Show Abstract | Download Original | Original Source | Check in Google Scholar | DOI: 10.32332/akademika.v31i1.12811

Abstract

The study of the Islamic sub-economy in Indonesian cities typically links its expansion to middle-class ethical consumption and development-oriented religiosity. This article challenges that assumption by examining how Islamic moral norms translate into administrative standards, organizational procedures, and market instruments. Drawing on a qualitative analysis of multi-level regulatory and institutional documents on halal governance in Indonesia, the study investigates the institutionalization of halal values within urban economic spaces. Findings indicate that this institutionalization is driven less by consumer demand than by regulatory infrastructures that standardize, certify, and operationalize moral norms across economic sectors. Rather than acting as primary drivers, the urban Muslim middle class appears as a social group that receives, reproduces, and amplifies already-established norms. Based on these findings, the article offers a conceptual model of institutional hybridization: the four-layer hybridization model of the urban Islamic economy—comprising hybrid governance, organizational forms, urban spaces, and subjectivity. This model identifies a sequential mechanism of institutional transformation overlooked in previous studies.

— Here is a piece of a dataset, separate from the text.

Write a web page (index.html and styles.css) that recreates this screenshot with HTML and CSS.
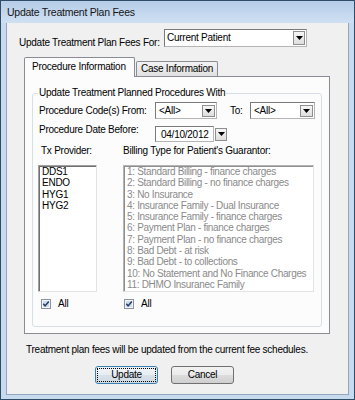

Religious values are thus understood not merely as organic ethical expressions but as products of institutional processes that simultaneously standardize, operationalize, and commodify morality within market-oriented governance arrangements. Documentary evidence further suggests the emergence of market-oriented governance rationalities, in which the language of ethical development serves as a source of institutional legitimacy. This study contributes to debates in Islamic political economy by shifting analytical focus from individual ethical consumption toward the regulatory infrastructures through which religious values are standardized, commodified, and circulated in contemporary urban Indonesia.